__TASK__: Retype every line from the start of the data down to and including the line with "FaStar, FaTimes, FaChevronUp". Skip the pictures.

__DATA TO PROCESS__:
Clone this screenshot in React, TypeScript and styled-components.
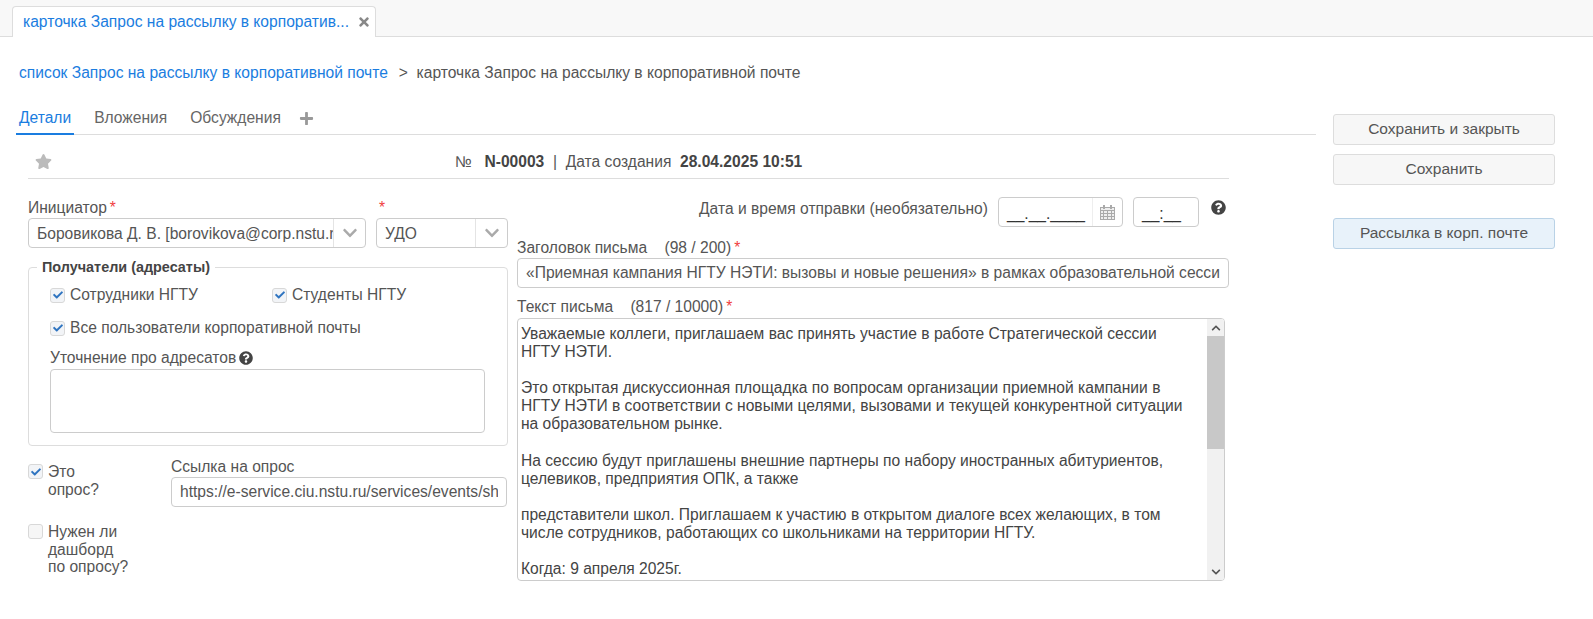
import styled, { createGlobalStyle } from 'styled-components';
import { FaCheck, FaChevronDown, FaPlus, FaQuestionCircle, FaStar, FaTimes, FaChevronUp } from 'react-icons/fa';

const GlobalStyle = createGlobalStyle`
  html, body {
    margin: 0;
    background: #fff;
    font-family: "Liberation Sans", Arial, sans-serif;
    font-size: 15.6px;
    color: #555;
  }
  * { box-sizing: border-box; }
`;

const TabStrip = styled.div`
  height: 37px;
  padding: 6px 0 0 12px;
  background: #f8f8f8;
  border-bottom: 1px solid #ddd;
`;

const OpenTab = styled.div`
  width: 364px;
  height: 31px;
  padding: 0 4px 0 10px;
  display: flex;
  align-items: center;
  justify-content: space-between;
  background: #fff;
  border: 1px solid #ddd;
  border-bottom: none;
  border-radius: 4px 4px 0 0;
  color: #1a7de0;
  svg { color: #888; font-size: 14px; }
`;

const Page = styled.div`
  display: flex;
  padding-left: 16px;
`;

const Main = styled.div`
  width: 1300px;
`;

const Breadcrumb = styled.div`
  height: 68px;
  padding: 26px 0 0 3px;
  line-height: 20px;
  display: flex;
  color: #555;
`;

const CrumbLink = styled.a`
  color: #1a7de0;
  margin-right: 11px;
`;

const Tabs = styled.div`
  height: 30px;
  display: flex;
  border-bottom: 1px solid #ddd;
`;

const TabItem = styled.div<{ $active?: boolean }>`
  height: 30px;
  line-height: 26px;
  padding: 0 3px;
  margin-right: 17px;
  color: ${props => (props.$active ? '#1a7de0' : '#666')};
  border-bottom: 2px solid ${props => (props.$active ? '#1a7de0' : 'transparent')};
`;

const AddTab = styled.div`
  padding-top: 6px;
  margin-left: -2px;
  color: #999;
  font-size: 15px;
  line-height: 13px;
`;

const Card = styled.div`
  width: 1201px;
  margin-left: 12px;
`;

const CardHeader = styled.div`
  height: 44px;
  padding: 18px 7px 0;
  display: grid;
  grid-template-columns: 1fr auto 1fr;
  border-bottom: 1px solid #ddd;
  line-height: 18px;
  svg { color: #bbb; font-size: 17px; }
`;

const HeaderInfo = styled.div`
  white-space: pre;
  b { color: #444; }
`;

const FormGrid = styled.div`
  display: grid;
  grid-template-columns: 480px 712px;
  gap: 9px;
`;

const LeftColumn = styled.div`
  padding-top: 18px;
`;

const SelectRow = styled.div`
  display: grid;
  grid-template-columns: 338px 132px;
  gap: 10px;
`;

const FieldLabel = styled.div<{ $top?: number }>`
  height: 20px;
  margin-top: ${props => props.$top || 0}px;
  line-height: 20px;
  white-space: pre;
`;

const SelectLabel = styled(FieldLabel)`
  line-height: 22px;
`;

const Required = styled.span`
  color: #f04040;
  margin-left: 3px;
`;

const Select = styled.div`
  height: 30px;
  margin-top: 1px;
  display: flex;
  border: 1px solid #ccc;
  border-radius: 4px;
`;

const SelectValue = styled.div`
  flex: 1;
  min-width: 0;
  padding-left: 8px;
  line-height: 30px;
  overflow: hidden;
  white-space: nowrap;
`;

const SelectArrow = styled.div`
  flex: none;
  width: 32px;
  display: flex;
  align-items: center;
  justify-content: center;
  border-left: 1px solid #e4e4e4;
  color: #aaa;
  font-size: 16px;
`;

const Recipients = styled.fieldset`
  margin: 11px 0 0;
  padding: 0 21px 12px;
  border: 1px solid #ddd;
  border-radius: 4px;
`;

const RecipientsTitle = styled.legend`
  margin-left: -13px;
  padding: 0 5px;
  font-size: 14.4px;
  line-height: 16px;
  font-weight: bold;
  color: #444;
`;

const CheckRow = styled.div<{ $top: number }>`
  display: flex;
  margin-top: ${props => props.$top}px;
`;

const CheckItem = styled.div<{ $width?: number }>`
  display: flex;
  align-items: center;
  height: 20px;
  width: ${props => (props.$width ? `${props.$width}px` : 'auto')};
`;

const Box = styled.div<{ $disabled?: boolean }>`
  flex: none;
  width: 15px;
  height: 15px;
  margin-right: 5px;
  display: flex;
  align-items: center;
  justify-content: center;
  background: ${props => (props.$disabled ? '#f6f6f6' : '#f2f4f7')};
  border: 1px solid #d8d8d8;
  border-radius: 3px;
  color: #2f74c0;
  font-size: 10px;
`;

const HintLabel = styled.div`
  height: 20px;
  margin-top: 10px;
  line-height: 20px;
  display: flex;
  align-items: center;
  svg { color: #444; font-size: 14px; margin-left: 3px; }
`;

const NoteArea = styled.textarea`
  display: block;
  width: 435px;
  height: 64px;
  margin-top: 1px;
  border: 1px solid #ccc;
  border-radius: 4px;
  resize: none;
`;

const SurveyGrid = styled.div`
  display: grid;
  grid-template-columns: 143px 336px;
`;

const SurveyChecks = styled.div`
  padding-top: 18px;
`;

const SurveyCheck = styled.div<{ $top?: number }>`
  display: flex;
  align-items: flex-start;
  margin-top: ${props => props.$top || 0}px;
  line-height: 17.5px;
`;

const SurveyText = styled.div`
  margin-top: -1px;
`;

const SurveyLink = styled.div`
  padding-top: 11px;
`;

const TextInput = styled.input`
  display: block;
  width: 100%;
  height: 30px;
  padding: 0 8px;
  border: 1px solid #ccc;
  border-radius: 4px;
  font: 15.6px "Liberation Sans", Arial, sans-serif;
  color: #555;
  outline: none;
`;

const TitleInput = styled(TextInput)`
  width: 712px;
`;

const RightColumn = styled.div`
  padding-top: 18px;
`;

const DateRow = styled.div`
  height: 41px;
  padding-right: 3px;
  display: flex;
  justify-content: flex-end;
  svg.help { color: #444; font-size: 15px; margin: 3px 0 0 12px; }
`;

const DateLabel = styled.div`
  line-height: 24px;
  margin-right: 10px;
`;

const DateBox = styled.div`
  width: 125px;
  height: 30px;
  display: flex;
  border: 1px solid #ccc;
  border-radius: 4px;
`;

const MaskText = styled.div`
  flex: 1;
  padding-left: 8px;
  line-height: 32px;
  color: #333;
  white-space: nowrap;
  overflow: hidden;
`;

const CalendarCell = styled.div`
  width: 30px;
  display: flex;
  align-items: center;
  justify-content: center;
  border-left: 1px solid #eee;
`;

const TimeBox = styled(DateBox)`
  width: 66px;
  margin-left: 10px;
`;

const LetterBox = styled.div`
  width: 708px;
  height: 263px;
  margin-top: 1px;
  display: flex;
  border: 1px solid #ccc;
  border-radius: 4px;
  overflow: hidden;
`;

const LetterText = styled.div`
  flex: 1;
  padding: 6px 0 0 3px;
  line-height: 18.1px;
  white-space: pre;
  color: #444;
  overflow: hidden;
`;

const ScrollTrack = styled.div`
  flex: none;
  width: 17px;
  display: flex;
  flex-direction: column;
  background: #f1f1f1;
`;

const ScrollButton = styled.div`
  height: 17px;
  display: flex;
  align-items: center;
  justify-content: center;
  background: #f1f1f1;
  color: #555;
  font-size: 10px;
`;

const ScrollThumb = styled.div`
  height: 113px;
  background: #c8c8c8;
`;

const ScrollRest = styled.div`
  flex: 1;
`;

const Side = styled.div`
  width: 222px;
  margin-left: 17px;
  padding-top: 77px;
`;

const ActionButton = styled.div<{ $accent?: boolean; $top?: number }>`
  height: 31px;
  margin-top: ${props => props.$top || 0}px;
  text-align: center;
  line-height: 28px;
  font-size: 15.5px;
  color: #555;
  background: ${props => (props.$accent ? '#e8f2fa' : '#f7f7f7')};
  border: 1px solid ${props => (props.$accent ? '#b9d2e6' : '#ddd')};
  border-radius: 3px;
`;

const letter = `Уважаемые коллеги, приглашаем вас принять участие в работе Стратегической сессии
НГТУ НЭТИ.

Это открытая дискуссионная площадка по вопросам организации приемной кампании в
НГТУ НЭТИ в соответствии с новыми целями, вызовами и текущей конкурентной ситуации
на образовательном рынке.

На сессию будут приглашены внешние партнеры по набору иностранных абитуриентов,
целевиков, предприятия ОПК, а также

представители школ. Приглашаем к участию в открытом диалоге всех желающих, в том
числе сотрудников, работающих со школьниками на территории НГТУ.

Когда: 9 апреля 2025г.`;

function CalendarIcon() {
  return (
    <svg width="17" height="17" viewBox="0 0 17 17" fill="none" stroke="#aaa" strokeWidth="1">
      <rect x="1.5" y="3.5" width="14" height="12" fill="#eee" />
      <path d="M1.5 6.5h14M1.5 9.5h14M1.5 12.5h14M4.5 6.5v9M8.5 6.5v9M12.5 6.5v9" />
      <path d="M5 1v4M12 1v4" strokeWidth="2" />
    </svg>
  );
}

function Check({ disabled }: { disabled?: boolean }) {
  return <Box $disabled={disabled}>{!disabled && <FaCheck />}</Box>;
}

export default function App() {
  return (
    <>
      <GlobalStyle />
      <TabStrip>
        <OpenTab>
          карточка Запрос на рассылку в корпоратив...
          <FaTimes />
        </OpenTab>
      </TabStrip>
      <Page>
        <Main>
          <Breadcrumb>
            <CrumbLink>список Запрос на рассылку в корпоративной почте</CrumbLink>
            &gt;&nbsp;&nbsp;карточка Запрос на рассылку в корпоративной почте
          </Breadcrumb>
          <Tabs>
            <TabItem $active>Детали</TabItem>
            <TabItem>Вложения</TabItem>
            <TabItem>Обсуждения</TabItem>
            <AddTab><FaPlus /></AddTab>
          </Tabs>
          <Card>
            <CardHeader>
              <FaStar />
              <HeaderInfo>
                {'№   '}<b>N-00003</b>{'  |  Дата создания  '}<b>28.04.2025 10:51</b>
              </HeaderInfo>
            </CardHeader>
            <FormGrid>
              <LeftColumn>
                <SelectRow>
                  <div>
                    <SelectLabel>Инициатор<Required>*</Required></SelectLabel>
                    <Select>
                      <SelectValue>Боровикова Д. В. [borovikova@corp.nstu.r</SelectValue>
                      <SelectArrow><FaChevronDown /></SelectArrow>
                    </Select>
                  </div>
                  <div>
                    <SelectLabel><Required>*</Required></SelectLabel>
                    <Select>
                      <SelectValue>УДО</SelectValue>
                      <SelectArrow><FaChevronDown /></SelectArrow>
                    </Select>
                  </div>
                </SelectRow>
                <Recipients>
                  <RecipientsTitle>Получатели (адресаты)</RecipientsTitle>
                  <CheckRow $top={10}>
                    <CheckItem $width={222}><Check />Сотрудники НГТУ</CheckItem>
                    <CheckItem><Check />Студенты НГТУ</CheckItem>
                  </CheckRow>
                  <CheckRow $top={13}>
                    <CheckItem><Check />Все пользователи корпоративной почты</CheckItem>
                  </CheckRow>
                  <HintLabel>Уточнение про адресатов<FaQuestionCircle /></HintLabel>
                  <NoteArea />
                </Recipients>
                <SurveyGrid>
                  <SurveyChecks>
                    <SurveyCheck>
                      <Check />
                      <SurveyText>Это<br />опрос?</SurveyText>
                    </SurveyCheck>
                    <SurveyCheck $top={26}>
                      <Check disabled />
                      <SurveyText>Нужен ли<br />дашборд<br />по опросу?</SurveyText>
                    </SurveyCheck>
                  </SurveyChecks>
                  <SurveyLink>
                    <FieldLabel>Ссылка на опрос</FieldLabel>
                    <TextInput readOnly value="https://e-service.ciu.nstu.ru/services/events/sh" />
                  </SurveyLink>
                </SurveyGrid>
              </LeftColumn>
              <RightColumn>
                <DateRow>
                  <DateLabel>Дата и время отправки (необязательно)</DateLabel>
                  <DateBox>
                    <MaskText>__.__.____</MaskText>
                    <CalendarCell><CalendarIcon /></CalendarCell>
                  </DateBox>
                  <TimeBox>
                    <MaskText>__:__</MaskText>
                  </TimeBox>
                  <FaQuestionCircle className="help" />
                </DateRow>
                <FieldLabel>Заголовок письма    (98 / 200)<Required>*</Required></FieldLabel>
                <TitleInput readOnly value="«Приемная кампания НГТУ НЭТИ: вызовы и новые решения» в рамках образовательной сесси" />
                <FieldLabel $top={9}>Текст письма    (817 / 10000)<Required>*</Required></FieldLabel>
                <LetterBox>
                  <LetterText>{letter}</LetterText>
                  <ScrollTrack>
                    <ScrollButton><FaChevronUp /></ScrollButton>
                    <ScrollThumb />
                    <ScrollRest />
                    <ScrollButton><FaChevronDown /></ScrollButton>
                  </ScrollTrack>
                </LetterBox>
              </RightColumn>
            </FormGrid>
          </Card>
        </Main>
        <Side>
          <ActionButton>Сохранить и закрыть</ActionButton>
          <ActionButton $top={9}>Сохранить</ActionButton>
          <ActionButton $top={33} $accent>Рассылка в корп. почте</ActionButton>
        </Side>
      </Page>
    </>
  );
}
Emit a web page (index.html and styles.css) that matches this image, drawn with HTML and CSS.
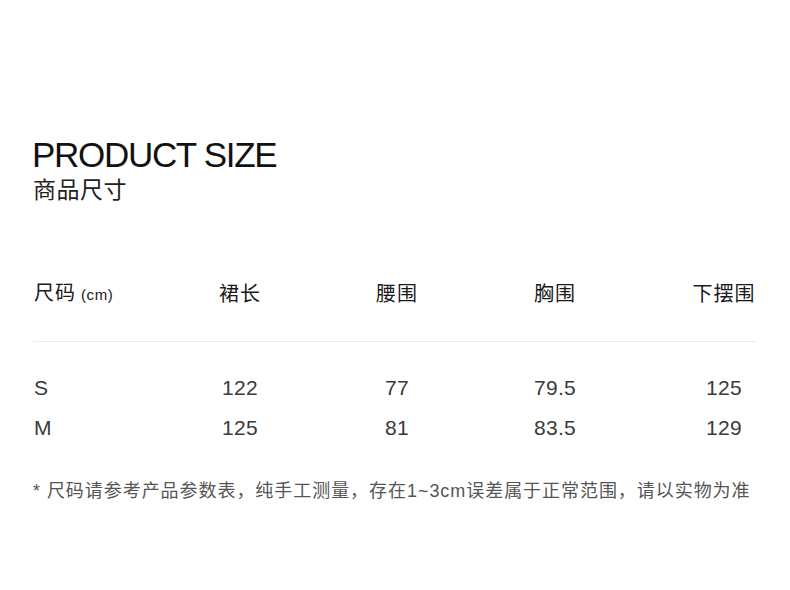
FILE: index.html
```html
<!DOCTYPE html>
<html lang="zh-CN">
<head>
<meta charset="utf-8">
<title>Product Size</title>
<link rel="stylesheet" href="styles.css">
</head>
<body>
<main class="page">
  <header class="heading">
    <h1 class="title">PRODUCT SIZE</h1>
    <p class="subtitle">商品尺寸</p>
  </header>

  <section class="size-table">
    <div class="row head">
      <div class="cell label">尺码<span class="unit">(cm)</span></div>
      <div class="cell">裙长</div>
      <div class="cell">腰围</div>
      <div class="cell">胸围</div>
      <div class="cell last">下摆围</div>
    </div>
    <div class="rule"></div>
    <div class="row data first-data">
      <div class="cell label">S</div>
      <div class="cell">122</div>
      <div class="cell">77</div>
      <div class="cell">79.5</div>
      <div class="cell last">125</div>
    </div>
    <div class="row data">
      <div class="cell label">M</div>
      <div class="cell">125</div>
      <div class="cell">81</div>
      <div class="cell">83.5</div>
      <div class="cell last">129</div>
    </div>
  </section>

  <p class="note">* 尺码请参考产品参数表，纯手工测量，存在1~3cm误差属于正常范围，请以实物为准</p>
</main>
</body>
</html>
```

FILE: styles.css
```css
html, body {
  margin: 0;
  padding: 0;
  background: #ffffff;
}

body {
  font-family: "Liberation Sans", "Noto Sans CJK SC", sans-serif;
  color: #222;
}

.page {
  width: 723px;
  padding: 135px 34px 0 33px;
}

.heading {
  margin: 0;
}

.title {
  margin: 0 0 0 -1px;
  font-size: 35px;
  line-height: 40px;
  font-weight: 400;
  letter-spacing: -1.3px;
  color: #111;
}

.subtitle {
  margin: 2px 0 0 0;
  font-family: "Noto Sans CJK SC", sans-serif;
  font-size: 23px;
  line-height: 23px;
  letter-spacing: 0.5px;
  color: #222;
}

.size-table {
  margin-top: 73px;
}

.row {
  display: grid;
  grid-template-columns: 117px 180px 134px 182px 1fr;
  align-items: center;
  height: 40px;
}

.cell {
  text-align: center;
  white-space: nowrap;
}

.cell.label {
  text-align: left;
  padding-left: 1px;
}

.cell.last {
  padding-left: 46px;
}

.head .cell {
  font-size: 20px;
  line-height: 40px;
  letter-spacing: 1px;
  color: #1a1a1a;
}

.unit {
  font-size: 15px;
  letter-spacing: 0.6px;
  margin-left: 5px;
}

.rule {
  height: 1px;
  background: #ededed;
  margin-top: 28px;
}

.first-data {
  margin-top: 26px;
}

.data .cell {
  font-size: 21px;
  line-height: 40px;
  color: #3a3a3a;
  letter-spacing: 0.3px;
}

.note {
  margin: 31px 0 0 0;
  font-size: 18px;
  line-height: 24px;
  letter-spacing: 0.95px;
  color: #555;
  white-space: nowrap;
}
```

__TASK OUTPUT__:
Clone this screenshot in React, TypeScript and styled-components.
import styled, { createGlobalStyle } from 'styled-components';
import { FaCheck, FaChevronDown, FaPlus, FaQuestionCircle, FaStar, FaTimes, FaChevronUp } from 'react-icons/fa';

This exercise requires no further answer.